The outsole has the EBO (External Bedrock Outsole) rock protector adds some defence to this minimal shoe that will enable you to stretch the range of these shoes while keeping your feet comfortable, as proven by my maiden voyage in them. The outsole itself is manufactured with XT-900 rubber which is said to be a good balance of stickiness and durability. The tread itself is not exactly gnarly but certainly has some bite in it. The gaps are not too big but are open enough to release mud build up.
So, as mentioned previously I have ran a 100 miler in these straight out of the box which is perhaps not the most sensible of race plans but seemed to work. They were great leaving my feet feeling fresher than they normally would after a 100. The lightweight (258g) and excellent fit gave a comfortable and fast feel. They managed well on the short spells of road and the tread did well on rocks and trail. I have also ran in incredibly wet and boggy conditions and although not exactly up to the Inov-8 X-Talons standard for sticking to anything no matter how muddy it got, they coped admirably providing enough confidence to keep running and staying upright. During long very wet runs I did once have an issue with the thin insole sliding forward and creasing creating a rub point. Not great. The low profile gave a nice stable footing and the low heel gave my foot the natural landing I desire.
So, as you can see, I really like this shoe. Since the North Downs Way, It has been on a few more adventures, the last being my 100 miler on the Offa’s Dyke. If you read my post about this run you’ll appreciate that I and my Peregrines were really put through our paces. You’ll also see that I sadly had a shoe failure, which a few days later when I cleaned them both I discovered was in fact a double shoe failure! The uppers had started to tear away from the midsole on the lateral sides. It didn’t seem to be poor build quality, just weak material. I first noticed this at around the 95 mile point when I was pretty exhausted and was up on top of the hills as the night was drawing in. Not the time to actually lose the sole so that I would actually have no useable shoe. Pretty dangerous really. I made it to the end and have since had a new pair sent out from Saucony after I sent them some pictures of the damage. What do I think now after the bad experience on the Offa’s Dyke? Well they’re still one of, if not my favourite long distance, do anything off-road shoe. I did read somewhere that this has happened to other people and that it will be addressed in the new version that comes out later this year. I guess that having such a lightweight shoe is easy, but to have it so that it can handle hundreds of miles of off-road is not so easy. I was offered the choice to get my money back or to get the replacement shoes. I didn’t even think about it.
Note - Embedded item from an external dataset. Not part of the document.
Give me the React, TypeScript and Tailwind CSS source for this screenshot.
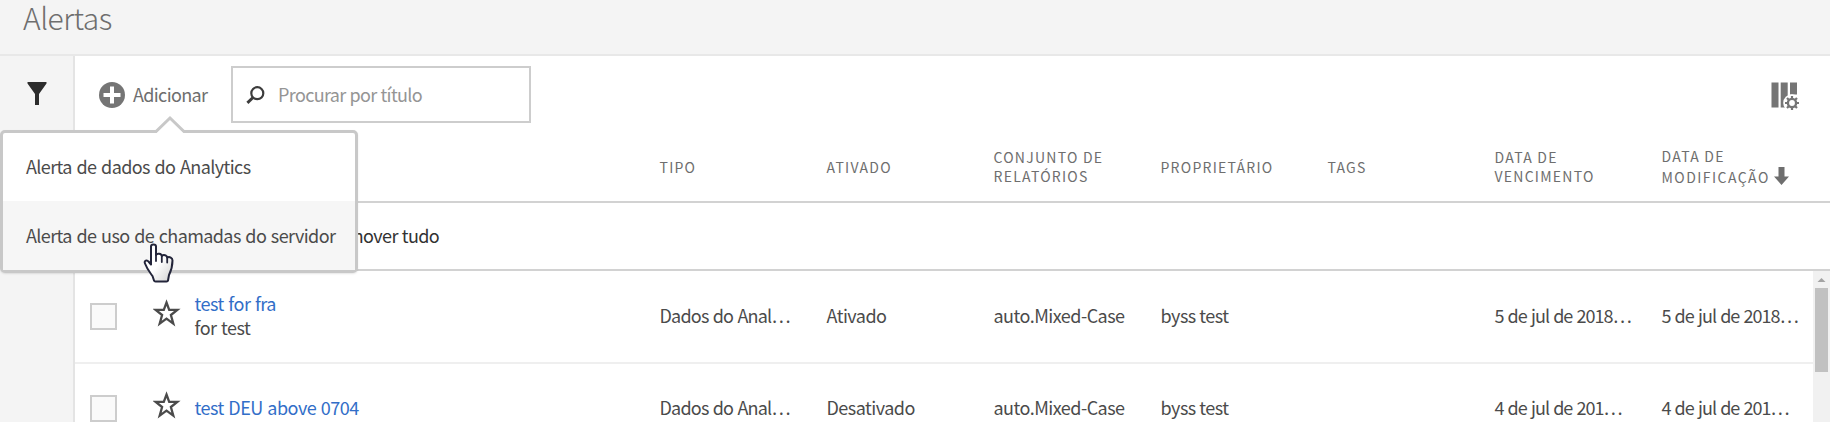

A fantastic off-road shoe that can cope very well with a wide spectrum of terrain, even coping very well on the road. The 4mm drop and low profile sole gives a really comfortable and natural gait that will enable you to run for hours and hours, with minimal pain from stones underfoot due to the effective rock protector. Yes, I had a failure with these and the insole was annoying when it creased up, but still completely endorse them as your do anything shoe. A real star in my ever growing shoe collection.